Do this =>
Starting with the first line of the data below, copy each line up to and including the one containing "string; gap: string;". Pictures stay out.

Data lines =>
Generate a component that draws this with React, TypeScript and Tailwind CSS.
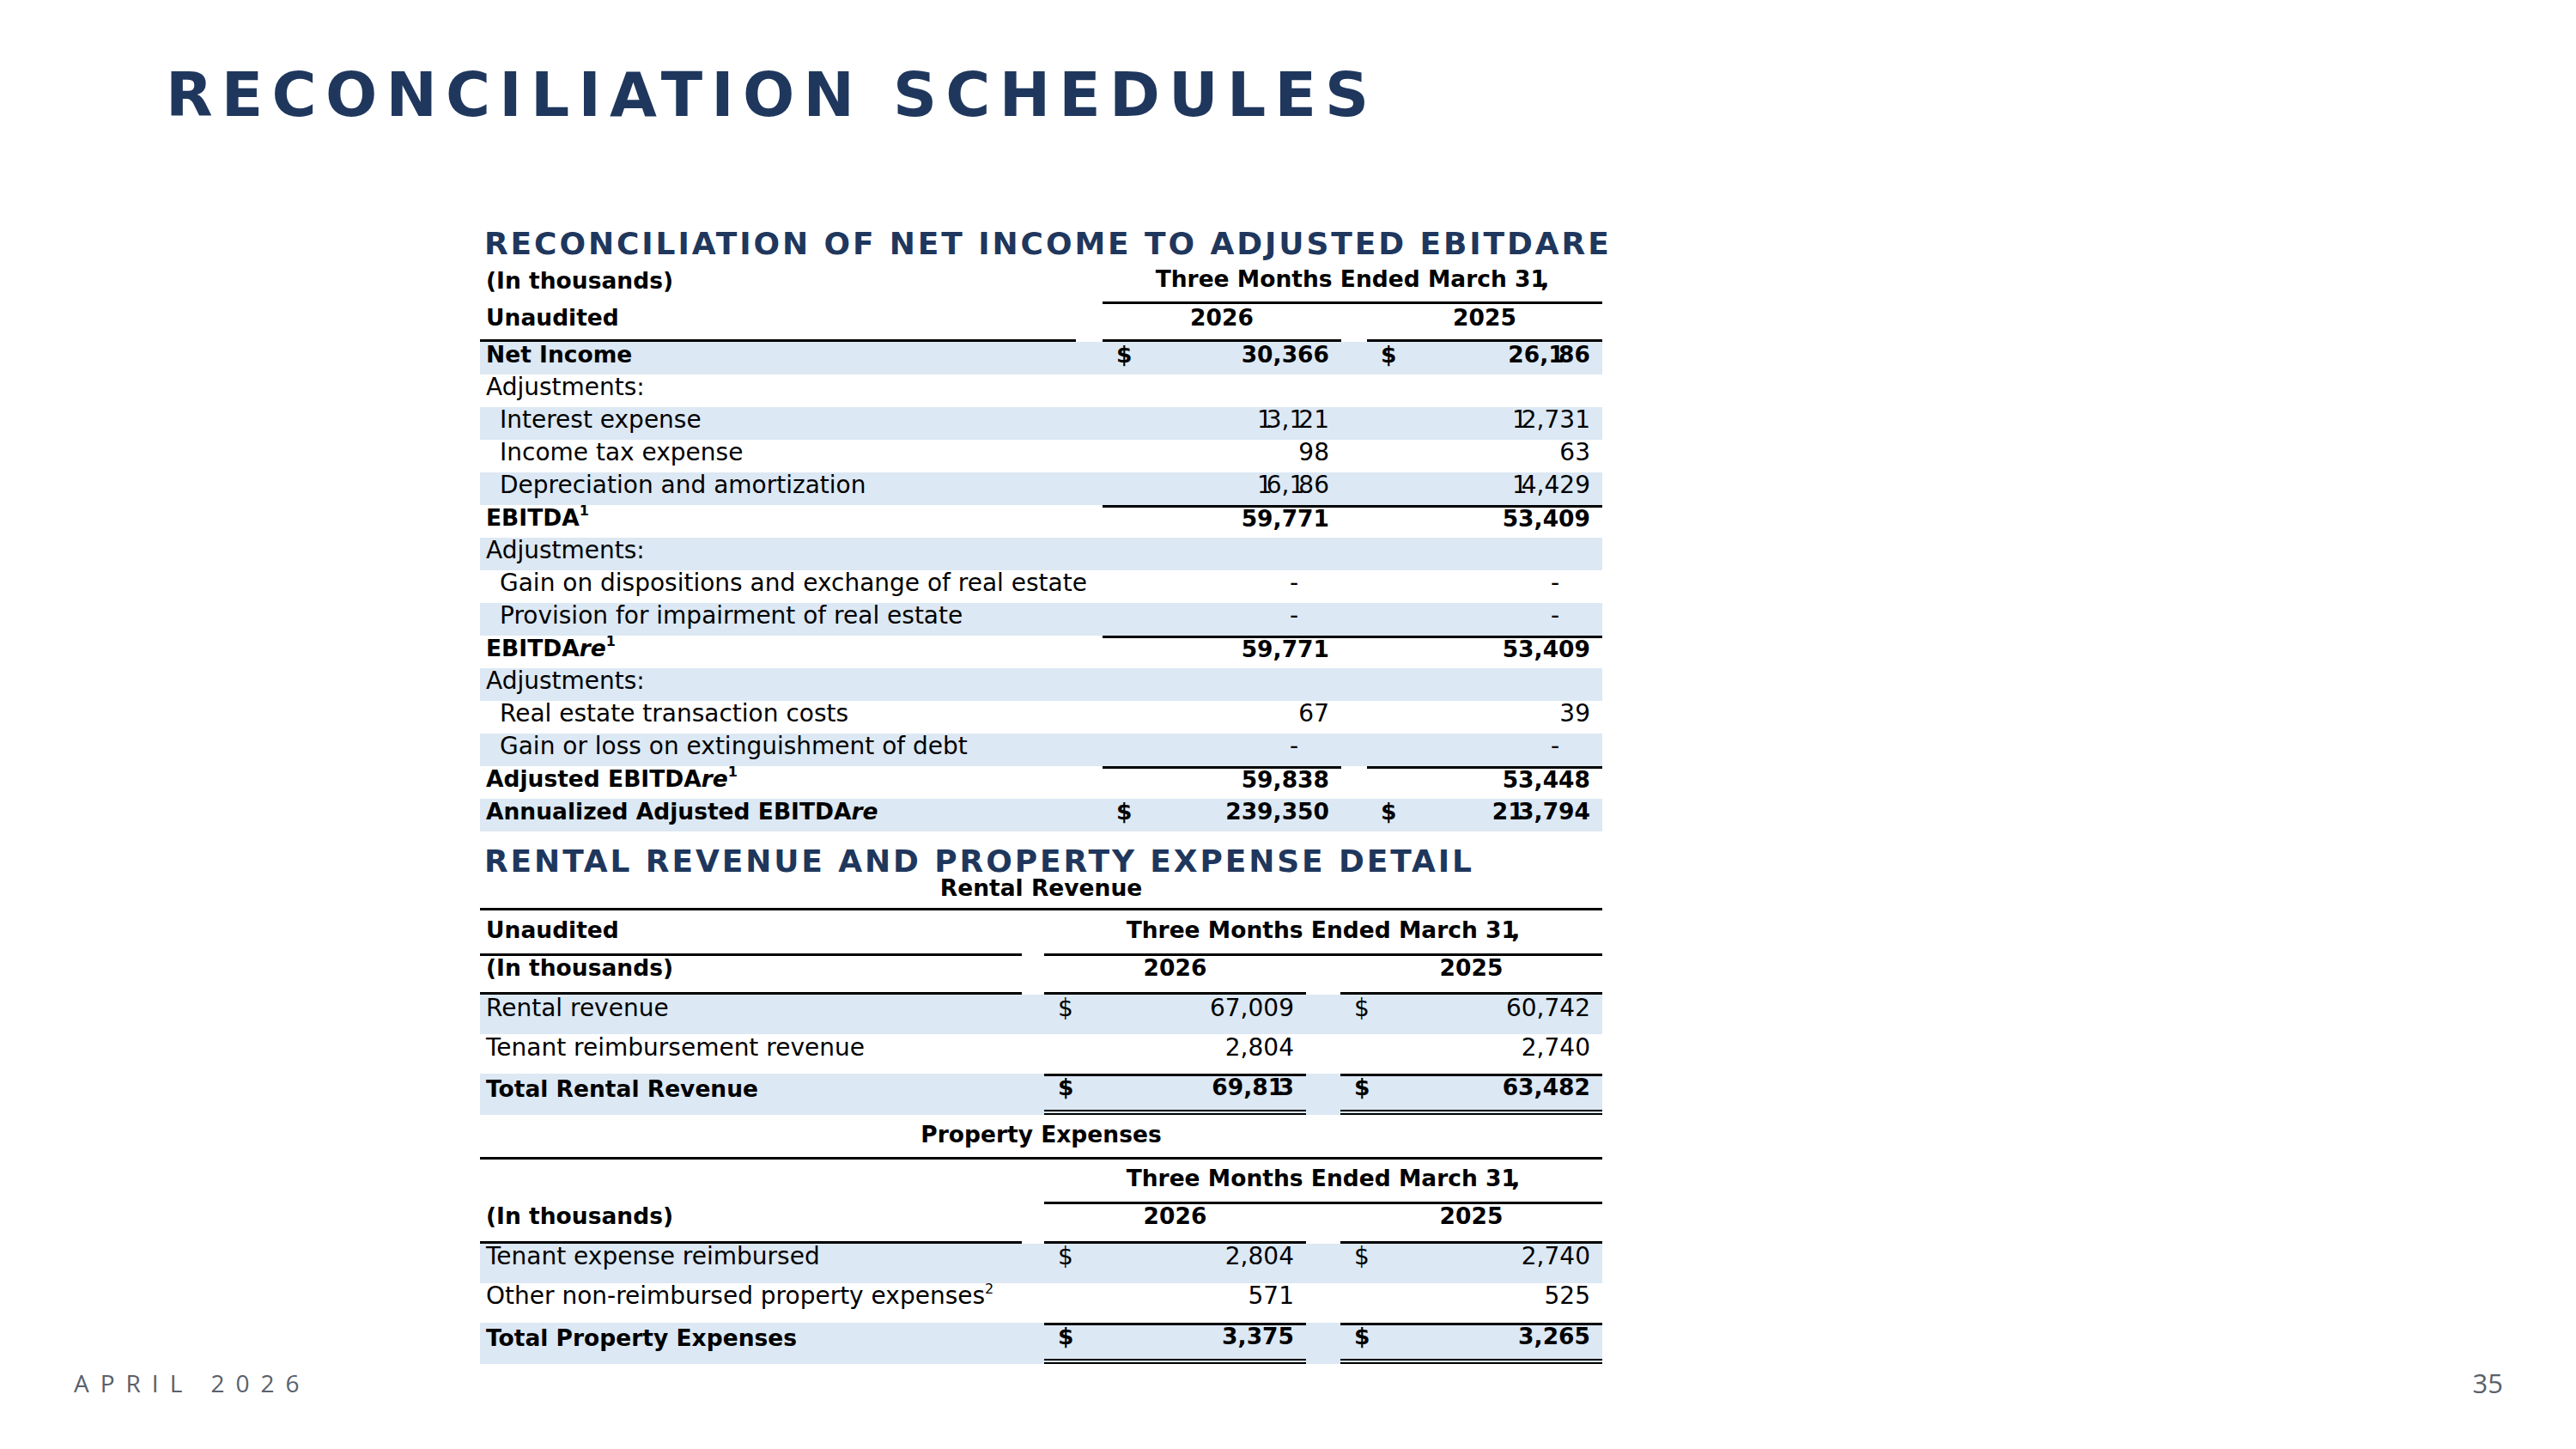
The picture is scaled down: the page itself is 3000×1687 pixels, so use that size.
import React from 'react';
import clsx from 'clsx';

type Cols = { label: string; gap: string; vals: string; c1: string; gap2: string; c2: string };

const T1: Cols = { label: 'w-[694px]', gap: 'w-[31px]', vals: 'w-[582px]', c1: 'w-[278px]', gap2: 'w-[30px]', c2: 'w-[274px]' };
const T2: Cols = { label: 'w-[631px]', gap: 'w-[26px]', vals: 'w-[650px]', c1: 'w-[305px]', gap2: 'w-[40px]', c2: 'w-[305px]' };

const BLUE = 'bg-[#dce8f4]';
const BOLD = 'text-[26.5px] font-bold';
const REG = 'text-[28px]';

function Num({ v }: { v: string }) {
  const chars = v.split('');
  return (
    <>
      {chars.map((c, i) =>
        c === '1' && i < chars.length - 1 ? (
          <span key={i} className="tracking-[-0.25em]">1</span>
        ) : (
          <React.Fragment key={i}>{c}</React.Fragment>
        )
      )}
    </>
  );
}

type R = {
  label: React.ReactNode;
  bold?: boolean;
  indent?: boolean;
  bg?: boolean;
  dollar?: boolean;
  v1?: string;
  v2?: string;
  top?: 'full' | 'split';
  dbl?: boolean;
};

function Val({ w, v, dollar, split, dbl, pb }: { w: string; v?: string; dollar?: boolean; split?: boolean; dbl?: boolean; pb: string }) {
  return (
    <div className={clsx(w, 'flex flex-col', split && 'border-t-[3px] border-black')}>
      <div className={clsx('flex-1 flex items-center pl-[16px] pr-[14px]', dollar ? 'justify-between' : 'justify-end', pb)}>
        {dollar && <span>$</span>}
        {v && (v === '-' ? <span className="pr-[36px]">-</span> : <span><Num v={v} /></span>)}
      </div>
      {dbl && <div className="h-[6px] border-y-2 border-black" />}
    </div>
  );
}

function DataRow({ r, cols, h, pb }: { r: R; cols: Cols; h: string; pb: string }) {
  return (
    <div className={clsx('flex', h, r.bg && BLUE, r.bold ? BOLD : REG)}>
      <div className={clsx(cols.label, 'flex items-center whitespace-nowrap', r.indent ? 'pl-[23px]' : 'pl-[7px]', pb)}>{r.label}</div>
      <div className={cols.gap} />
      <div className={clsx(cols.vals, 'flex', r.top === 'full' && 'border-t-[3px] border-black')}>
        <Val w={cols.c1} v={r.v1} dollar={r.dollar} split={r.top === 'split'} dbl={r.dbl} pb={pb} />
        <div className={cols.gap2} />
        <Val w={cols.c2} v={r.v2} dollar={r.dollar} split={r.top === 'split'} dbl={r.dbl} pb={pb} />
      </div>
    </div>
  );
}

const Sup = ({ n }: { n: string }) => <sup className="text-[16px]">{n}</sup>;
const EbRe = () => (
  <>
    EBITDA<span className="italic">re</span>
  </>
);

const table1: R[] = [
  { label: 'Net Income', bold: true, bg: true, dollar: true, v1: '30,366', v2: '26,186' },
  { label: 'Adjustments:' },
  { label: 'Interest expense', indent: true, bg: true, v1: '13,121', v2: '12,731' },
  { label: 'Income tax expense', indent: true, v1: '98', v2: '63' },
  { label: 'Depreciation and amortization', indent: true, bg: true, v1: '16,186', v2: '14,429' },
  { label: <>EBITDA<Sup n="1" /></>, bold: true, top: 'full', v1: '59,771', v2: '53,409' },
  { label: 'Adjustments:', bg: true },
  { label: 'Gain on dispositions and exchange of real estate', indent: true, v1: '-', v2: '-' },
  { label: 'Provision for impairment of real estate', indent: true, bg: true, v1: '-', v2: '-' },
  { label: <><EbRe /><Sup n="1" /></>, bold: true, top: 'full', v1: '59,771', v2: '53,409' },
  { label: 'Adjustments:', bg: true },
  { label: 'Real estate transaction costs', indent: true, v1: '67', v2: '39' },
  { label: 'Gain or loss on extinguishment of debt', indent: true, bg: true, v1: '-', v2: '-' },
  { label: <>Adjusted <EbRe /><Sup n="1" /></>, bold: true, top: 'split', dbl: true, v1: '59,838', v2: '53,448' },
  { label: <>Annualized Adjusted <EbRe /></>, bold: true, bg: true, dollar: true, v1: '239,350', v2: '213,794' },
];

const rental: R[] = [
  { label: 'Rental revenue', bg: true, dollar: true, v1: '67,009', v2: '60,742' },
  { label: 'Tenant reimbursement revenue', v1: '2,804', v2: '2,740' },
];
const rentalTotal: R = { label: 'Total Rental Revenue', bold: true, bg: true, dollar: true, top: 'split', dbl: true, v1: '69,813', v2: '63,482' };

const prop: R[] = [
  { label: 'Tenant expense reimbursed', bg: true, dollar: true, v1: '2,804', v2: '2,740' },
  { label: <>Other non-reimbursed property expenses<Sup n="2" /></>, v1: '571', v2: '525' },
];
const propTotal: R = { label: 'Total Property Expenses', bold: true, bg: true, dollar: true, top: 'split', dbl: true, v1: '3,375', v2: '3,265' };

function SectionTitle({ children, mt }: { children: React.ReactNode; mt: string }) {
  return (
    <div className={clsx(mt, 'ml-[5px] h-[34px] text-[36px] font-bold tracking-[2.9px] text-[#1f375d] whitespace-nowrap leading-none')}>
      {children}
    </div>
  );
}

const THREE = <>Three Months Ended March 3<Num v="1," /></>;

export default function App() {
  return (
    <div className="w-[3000px] h-[1687px] bg-white flex flex-col leading-none text-black font-['DejaVu_Sans',sans-serif]">
      <h1 className="mt-[75px] ml-[193px] h-[71px] text-[71px] font-bold tracking-[10.2px] text-[#1f375d] leading-none whitespace-nowrap">
        RECONCILIATION SCHEDULES
      </h1>

      <div className="ml-[559px] w-[1307px] flex flex-col">
        <SectionTitle mt="mt-[120px]">RECONCILIATION OF NET INCOME TO ADJUSTED EBITDARE</SectionTitle>

        {/* table 1 header */}
        <div className={clsx('flex h-[54px]', BOLD)}>
          <div className={clsx(T1.label, 'flex items-center pl-[7px]')}>(In thousands)</div>
          <div className={T1.gap} />
          <div className={clsx(T1.vals, 'flex items-center justify-center border-b-[3px] border-black')}>{THREE}</div>
        </div>
        <div className={clsx('flex h-[44px]', BOLD)}>
          <div className={clsx(T1.label, 'flex items-center pl-[7px] pb-[9px] border-b-[3px] border-black')}>Unaudited</div>
          <div className={T1.gap} />
          <div className={clsx(T1.vals, 'flex')}>
            <div className={clsx(T1.c1, 'flex items-center justify-center pb-[9px] border-b-[3px] border-black')}>2026</div>
            <div className={T1.gap2} />
            <div className={clsx(T1.c2, 'flex items-center justify-center pb-[9px] border-b-[3px] border-black')}>2025</div>
          </div>
        </div>
        {table1.map((r, i) => (
          <DataRow key={i} r={r} cols={T1} h="h-[38px]" pb="pb-[8px]" />
        ))}

        <SectionTitle mt="mt-[17px]">RENTAL REVENUE AND PROPERTY EXPENSE DETAIL</SectionTitle>

        {/* Rental revenue */}
        <div className={clsx('flex h-[41px] items-center justify-center pb-[8px] border-b-[3px] border-black', BOLD)}>Rental Revenue</div>
        <div className={clsx('flex h-[53px]', BOLD)}>
          <div className={clsx(T2.label, 'flex items-center pl-[7px] pb-[4px] border-b-[3px] border-black')}>Unaudited</div>
          <div className={T2.gap} />
          <div className={clsx(T2.vals, 'flex items-center justify-center pb-[4px] border-b-[3px] border-black')}>{THREE}</div>
        </div>
        <div className={clsx('flex h-[45px]', BOLD)}>
          <div className={clsx(T2.label, 'flex items-center pl-[7px] pb-[14px] border-b-[3px] border-black')}>(In thousands)</div>
          <div className={T2.gap} />
          <div className={clsx(T2.vals, 'flex')}>
            <div className={clsx(T2.c1, 'flex items-center justify-center pb-[14px] border-b-[3px] border-black')}>2026</div>
            <div className={T2.gap2} />
            <div className={clsx(T2.c2, 'flex items-center justify-center pb-[14px] border-b-[3px] border-black')}>2025</div>
          </div>
        </div>
        {rental.map((r, i) => (
          <DataRow key={i} r={r} cols={T2} h="h-[46px]" pb="pb-[14px]" />
        ))}
        <DataRow r={rentalTotal} cols={T2} h="h-[48px]" pb="pb-[12px]" />

        {/* Property expenses */}
        <div className={clsx('flex h-[52px] items-center justify-center pb-[3px] border-b-[3px] border-black', BOLD)}>Property Expenses</div>
        <div className={clsx('flex h-[52px]', BOLD)}>
          <div className={T2.label} />
          <div className={T2.gap} />
          <div className={clsx(T2.vals, 'flex items-center justify-center pb-[5px] border-b-[3px] border-black')}>{THREE}</div>
        </div>
        <div className={clsx('flex h-[46px]', BOLD)}>
          <div className={clsx(T2.label, 'flex items-center pl-[7px] pb-[15px] border-b-[3px] border-black')}>(In thousands)</div>
          <div className={T2.gap} />
          <div className={clsx(T2.vals, 'flex')}>
            <div className={clsx(T2.c1, 'flex items-center justify-center pb-[15px] border-b-[3px] border-black')}>2026</div>
            <div className={T2.gap2} />
            <div className={clsx(T2.c2, 'flex items-center justify-center pb-[15px] border-b-[3px] border-black')}>2025</div>
          </div>
        </div>
        {prop.map((r, i) => (
          <DataRow key={i} r={r} cols={T2} h="h-[46px]" pb="pb-[16px]" />
        ))}
        <DataRow r={propTotal} cols={T2} h="h-[48px]" pb="pb-[12px]" />
      </div>

      <footer className="mt-auto mb-[57px] h-[40px] flex items-center justify-between pl-[86px] pr-[85px] font-['Open_Sans',sans-serif] font-normal text-[#5a616b]">
        <span className="text-[28px] tracking-[13px]">APRIL 2026</span>
        <span className="text-[31px]">35</span>
      </footer>
    </div>
  );
}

Result of the task =>
Generate a component that draws this with React, TypeScript and Tailwind CSS.
The picture is scaled down: the page itself is 3000×1687 pixels, so use that size.
import React from 'react';
import clsx from 'clsx';

type Cols = { label: string; gap: string; vals: string; c1: string; gap2: string; c2: string };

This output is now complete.